Problem statement: Records follow. Select each line holding "TypeScript".

Information given:
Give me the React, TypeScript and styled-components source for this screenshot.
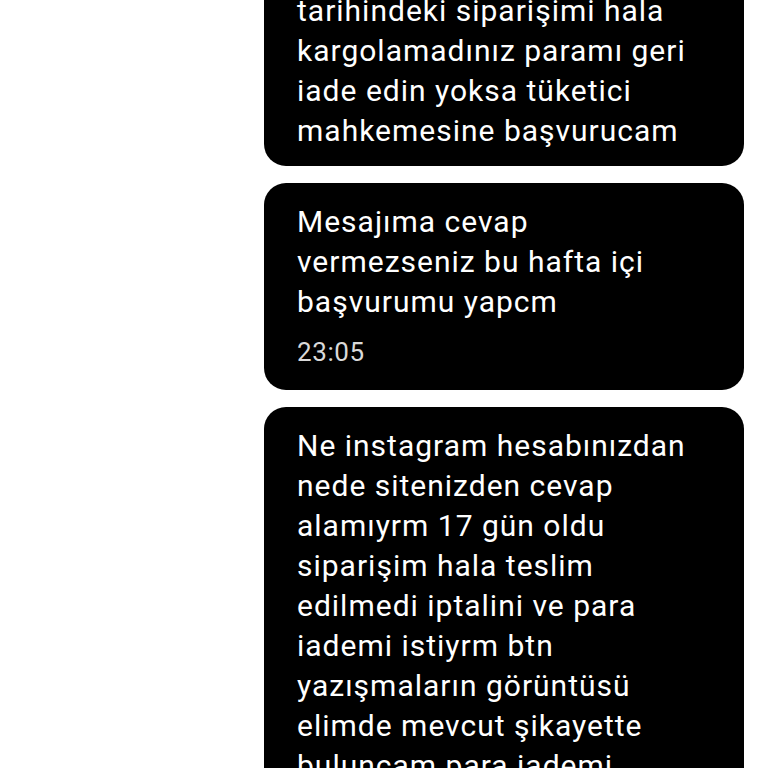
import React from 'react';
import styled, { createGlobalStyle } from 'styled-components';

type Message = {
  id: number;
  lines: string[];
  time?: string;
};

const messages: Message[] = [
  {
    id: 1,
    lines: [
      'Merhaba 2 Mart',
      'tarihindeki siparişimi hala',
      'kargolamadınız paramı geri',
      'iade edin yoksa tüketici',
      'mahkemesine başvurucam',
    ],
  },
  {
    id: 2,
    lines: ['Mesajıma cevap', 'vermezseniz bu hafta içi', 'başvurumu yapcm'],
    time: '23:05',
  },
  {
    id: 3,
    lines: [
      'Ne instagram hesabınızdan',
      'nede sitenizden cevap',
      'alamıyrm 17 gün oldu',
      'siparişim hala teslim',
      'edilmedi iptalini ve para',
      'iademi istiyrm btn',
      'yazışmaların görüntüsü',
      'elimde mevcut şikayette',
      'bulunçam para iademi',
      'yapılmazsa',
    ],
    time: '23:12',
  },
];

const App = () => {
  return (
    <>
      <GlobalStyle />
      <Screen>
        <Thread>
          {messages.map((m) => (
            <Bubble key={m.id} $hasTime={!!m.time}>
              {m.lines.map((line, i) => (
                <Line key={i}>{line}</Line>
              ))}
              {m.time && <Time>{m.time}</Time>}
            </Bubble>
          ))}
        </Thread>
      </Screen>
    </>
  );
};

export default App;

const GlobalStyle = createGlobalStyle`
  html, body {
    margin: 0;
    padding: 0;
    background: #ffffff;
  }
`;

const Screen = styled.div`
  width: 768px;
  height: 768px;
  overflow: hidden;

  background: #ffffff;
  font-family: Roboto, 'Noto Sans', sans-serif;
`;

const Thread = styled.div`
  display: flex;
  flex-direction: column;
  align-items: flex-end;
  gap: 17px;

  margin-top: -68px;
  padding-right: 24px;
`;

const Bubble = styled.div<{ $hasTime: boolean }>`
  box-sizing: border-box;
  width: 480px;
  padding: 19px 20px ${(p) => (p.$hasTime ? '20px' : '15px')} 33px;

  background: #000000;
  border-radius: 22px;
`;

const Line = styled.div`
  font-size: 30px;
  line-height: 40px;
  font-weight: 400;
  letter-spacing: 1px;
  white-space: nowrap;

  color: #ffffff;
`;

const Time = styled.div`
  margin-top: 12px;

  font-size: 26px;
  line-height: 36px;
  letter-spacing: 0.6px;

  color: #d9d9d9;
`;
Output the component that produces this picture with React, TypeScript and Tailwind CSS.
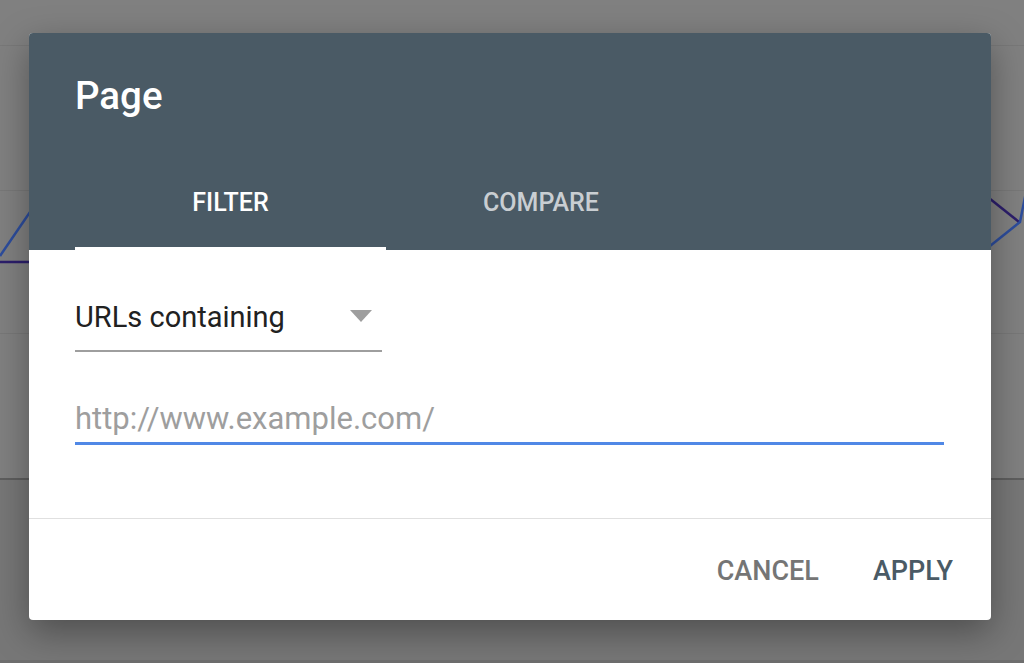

Written reply:
Give me the React, TypeScript and styled-components source for this screenshot.
Output the component that produces this picture with React, TypeScript and Tailwind CSS.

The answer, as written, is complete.